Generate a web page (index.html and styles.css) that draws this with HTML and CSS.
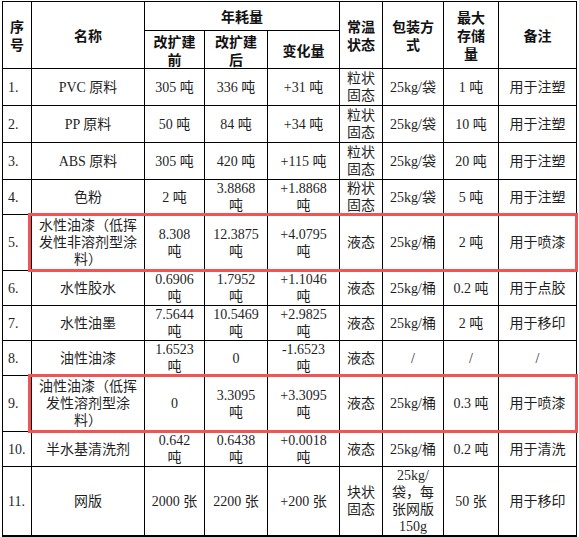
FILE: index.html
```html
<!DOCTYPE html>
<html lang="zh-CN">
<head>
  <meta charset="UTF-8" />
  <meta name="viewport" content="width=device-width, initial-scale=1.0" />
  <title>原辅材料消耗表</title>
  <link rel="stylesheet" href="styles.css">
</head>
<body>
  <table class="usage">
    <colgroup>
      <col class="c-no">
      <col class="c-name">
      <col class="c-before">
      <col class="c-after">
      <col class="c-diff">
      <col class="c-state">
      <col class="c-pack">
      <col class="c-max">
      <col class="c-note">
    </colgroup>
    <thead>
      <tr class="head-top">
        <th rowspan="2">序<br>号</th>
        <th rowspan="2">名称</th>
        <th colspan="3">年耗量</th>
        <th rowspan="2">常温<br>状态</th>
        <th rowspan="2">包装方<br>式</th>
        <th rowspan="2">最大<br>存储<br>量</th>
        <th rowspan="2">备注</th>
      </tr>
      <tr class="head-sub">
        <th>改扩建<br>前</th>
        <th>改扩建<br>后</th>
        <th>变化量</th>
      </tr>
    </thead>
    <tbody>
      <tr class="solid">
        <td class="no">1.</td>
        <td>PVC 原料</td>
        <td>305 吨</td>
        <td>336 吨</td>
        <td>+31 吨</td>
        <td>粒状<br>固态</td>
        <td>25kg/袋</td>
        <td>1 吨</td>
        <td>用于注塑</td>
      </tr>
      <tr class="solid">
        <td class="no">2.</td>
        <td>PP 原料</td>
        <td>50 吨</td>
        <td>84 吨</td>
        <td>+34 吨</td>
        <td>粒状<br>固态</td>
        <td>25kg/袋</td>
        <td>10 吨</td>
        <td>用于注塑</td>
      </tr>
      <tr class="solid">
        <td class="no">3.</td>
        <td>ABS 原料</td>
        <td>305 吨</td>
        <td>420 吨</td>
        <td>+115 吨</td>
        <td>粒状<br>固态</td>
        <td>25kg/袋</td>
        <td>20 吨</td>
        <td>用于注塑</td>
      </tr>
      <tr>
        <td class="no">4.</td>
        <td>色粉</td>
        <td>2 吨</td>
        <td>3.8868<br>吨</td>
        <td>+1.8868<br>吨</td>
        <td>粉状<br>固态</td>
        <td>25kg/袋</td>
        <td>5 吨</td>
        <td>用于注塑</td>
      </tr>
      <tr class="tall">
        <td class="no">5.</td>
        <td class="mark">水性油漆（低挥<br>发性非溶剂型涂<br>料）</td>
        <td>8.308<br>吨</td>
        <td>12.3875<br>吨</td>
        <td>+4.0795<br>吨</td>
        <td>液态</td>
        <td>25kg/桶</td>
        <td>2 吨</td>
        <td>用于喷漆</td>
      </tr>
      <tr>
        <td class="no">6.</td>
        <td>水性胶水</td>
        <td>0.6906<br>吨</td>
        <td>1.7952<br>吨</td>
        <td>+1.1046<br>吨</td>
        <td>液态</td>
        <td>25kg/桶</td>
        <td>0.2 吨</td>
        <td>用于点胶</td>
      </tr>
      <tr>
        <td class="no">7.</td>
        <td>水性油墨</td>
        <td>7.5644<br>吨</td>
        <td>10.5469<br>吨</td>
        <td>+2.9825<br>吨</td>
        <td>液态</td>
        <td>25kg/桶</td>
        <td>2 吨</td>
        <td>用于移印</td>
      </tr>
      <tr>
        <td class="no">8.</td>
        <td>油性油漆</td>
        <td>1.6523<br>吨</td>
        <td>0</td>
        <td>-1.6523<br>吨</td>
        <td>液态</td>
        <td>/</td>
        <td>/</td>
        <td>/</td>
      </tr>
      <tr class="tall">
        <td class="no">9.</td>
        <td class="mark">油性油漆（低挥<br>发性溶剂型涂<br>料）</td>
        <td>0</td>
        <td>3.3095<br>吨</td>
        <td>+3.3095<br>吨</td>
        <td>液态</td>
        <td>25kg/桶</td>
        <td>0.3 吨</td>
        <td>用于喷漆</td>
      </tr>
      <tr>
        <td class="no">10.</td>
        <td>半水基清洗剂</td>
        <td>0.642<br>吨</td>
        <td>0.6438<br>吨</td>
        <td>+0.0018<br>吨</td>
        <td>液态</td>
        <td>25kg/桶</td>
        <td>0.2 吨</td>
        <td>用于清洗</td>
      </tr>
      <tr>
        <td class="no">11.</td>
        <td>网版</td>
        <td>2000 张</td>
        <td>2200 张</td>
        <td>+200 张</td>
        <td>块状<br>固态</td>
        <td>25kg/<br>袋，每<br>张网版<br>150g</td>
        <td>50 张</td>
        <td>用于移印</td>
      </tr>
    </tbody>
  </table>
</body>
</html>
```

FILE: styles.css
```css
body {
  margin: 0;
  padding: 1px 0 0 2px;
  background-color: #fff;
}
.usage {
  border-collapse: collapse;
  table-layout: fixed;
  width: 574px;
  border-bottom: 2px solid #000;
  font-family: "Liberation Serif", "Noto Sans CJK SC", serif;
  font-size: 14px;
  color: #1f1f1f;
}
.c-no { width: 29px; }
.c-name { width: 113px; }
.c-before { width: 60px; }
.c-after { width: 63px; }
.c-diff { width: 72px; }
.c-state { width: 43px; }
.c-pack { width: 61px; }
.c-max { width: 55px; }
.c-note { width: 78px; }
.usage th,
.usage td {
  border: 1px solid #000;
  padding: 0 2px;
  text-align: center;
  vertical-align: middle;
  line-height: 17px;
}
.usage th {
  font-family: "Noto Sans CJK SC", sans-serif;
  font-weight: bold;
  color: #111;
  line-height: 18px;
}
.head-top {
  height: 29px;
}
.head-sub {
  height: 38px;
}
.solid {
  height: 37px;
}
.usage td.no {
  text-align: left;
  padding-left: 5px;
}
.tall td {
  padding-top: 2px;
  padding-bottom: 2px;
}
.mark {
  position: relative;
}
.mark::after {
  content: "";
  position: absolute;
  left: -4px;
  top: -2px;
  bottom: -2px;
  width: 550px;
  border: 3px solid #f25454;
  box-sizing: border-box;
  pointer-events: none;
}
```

------------------------------------------------------------

Exercise brief:
Omit the pictures, and quote the material above exactly as given.

Answer for this exercise:
Generate a web page (index.html and styles.css) that draws this with HTML and CSS.
FILE: index.html
```html
<!DOCTYPE html>
<html lang="zh-CN">
<head>
  <meta charset="UTF-8" />
  <meta name="viewport" content="width=device-width, initial-scale=1.0" />
  <title>原辅材料消耗表</title>
  <link rel="stylesheet" href="styles.css">
</head>
<body>
  <table class="usage">
    <colgroup>
      <col class="c-no">
      <col class="c-name">
      <col class="c-before">
      <col class="c-after">
      <col class="c-diff">
      <col class="c-state">
      <col class="c-pack">
      <col class="c-max">
      <col class="c-note">
    </colgroup>
    <thead>
      <tr class="head-top">
        <th rowspan="2">序<br>号</th>
        <th rowspan="2">名称</th>
        <th colspan="3">年耗量</th>
        <th rowspan="2">常温<br>状态</th>
        <th rowspan="2">包装方<br>式</th>
        <th rowspan="2">最大<br>存储<br>量</th>
        <th rowspan="2">备注</th>
      </tr>
      <tr class="head-sub">
        <th>改扩建<br>前</th>
        <th>改扩建<br>后</th>
        <th>变化量</th>
      </tr>
    </thead>
    <tbody>
      <tr class="solid">
        <td class="no">1.</td>
        <td>PVC 原料</td>
        <td>305 吨</td>
        <td>336 吨</td>
        <td>+31 吨</td>
        <td>粒状<br>固态</td>
        <td>25kg/袋</td>
        <td>1 吨</td>
        <td>用于注塑</td>
      </tr>
      <tr class="solid">
        <td class="no">2.</td>
        <td>PP 原料</td>
        <td>50 吨</td>
        <td>84 吨</td>
        <td>+34 吨</td>
        <td>粒状<br>固态</td>
        <td>25kg/袋</td>
        <td>10 吨</td>
        <td>用于注塑</td>
      </tr>
      <tr class="solid">
        <td class="no">3.</td>
        <td>ABS 原料</td>
        <td>305 吨</td>
        <td>420 吨</td>
        <td>+115 吨</td>
        <td>粒状<br>固态</td>
        <td>25kg/袋</td>
        <td>20 吨</td>
        <td>用于注塑</td>
      </tr>
      <tr>
        <td class="no">4.</td>
        <td>色粉</td>
        <td>2 吨</td>
        <td>3.8868<br>吨</td>
        <td>+1.8868<br>吨</td>
        <td>粉状<br>固态</td>
        <td>25kg/袋</td>
        <td>5 吨</td>
        <td>用于注塑</td>
      </tr>
      <tr class="tall">
        <td class="no">5.</td>
        <td class="mark">水性油漆（低挥<br>发性非溶剂型涂<br>料）</td>
        <td>8.308<br>吨</td>
        <td>12.3875<br>吨</td>
        <td>+4.0795<br>吨</td>
        <td>液态</td>
        <td>25kg/桶</td>
        <td>2 吨</td>
        <td>用于喷漆</td>
      </tr>
      <tr>
        <td class="no">6.</td>
        <td>水性胶水</td>
        <td>0.6906<br>吨</td>
        <td>1.7952<br>吨</td>
        <td>+1.1046<br>吨</td>
        <td>液态</td>
        <td>25kg/桶</td>
        <td>0.2 吨</td>
        <td>用于点胶</td>
      </tr>
      <tr>
        <td class="no">7.</td>
        <td>水性油墨</td>
        <td>7.5644<br>吨</td>
        <td>10.5469<br>吨</td>
        <td>+2.9825<br>吨</td>
        <td>液态</td>
        <td>25kg/桶</td>
        <td>2 吨</td>
        <td>用于移印</td>
      </tr>
      <tr>
        <td class="no">8.</td>
        <td>油性油漆</td>
        <td>1.6523<br>吨</td>
        <td>0</td>
        <td>-1.6523<br>吨</td>
        <td>液态</td>
        <td>/</td>
        <td>/</td>
        <td>/</td>
      </tr>
      <tr class="tall">
        <td class="no">9.</td>
        <td class="mark">油性油漆（低挥<br>发性溶剂型涂<br>料）</td>
        <td>0</td>
        <td>3.3095<br>吨</td>
        <td>+3.3095<br>吨</td>
        <td>液态</td>
        <td>25kg/桶</td>
        <td>0.3 吨</td>
        <td>用于喷漆</td>
      </tr>
      <tr>
        <td class="no">10.</td>
        <td>半水基清洗剂</td>
        <td>0.642<br>吨</td>
        <td>0.6438<br>吨</td>
        <td>+0.0018<br>吨</td>
        <td>液态</td>
        <td>25kg/桶</td>
        <td>0.2 吨</td>
        <td>用于清洗</td>
      </tr>
      <tr>
        <td class="no">11.</td>
        <td>网版</td>
        <td>2000 张</td>
        <td>2200 张</td>
        <td>+200 张</td>
        <td>块状<br>固态</td>
        <td>25kg/<br>袋，每<br>张网版<br>150g</td>
        <td>50 张</td>
        <td>用于移印</td>
      </tr>
    </tbody>
  </table>
</body>
</html>
```

FILE: styles.css
```css
body {
  margin: 0;
  padding: 1px 0 0 2px;
  background-color: #fff;
}
.usage {
  border-collapse: collapse;
  table-layout: fixed;
  width: 574px;
  border-bottom: 2px solid #000;
  font-family: "Liberation Serif", "Noto Sans CJK SC", serif;
  font-size: 14px;
  color: #1f1f1f;
}
.c-no { width: 29px; }
.c-name { width: 113px; }
.c-before { width: 60px; }
.c-after { width: 63px; }
.c-diff { width: 72px; }
.c-state { width: 43px; }
.c-pack { width: 61px; }
.c-max { width: 55px; }
.c-note { width: 78px; }
.usage th,
.usage td {
  border: 1px solid #000;
  padding: 0 2px;
  text-align: center;
  vertical-align: middle;
  line-height: 17px;
}
.usage th {
  font-family: "Noto Sans CJK SC", sans-serif;
  font-weight: bold;
  color: #111;
  line-height: 18px;
}
.head-top {
  height: 29px;
}
.head-sub {
  height: 38px;
}
.solid {
  height: 37px;
}
.usage td.no {
  text-align: left;
  padding-left: 5px;
}
.tall td {
  padding-top: 2px;
  padding-bottom: 2px;
}
.mark {
  position: relative;
}
.mark::after {
  content: "";
  position: absolute;
  left: -4px;
  top: -2px;
  bottom: -2px;
  width: 550px;
  border: 3px solid #f25454;
  box-sizing: border-box;
  pointer-events: none;
}
```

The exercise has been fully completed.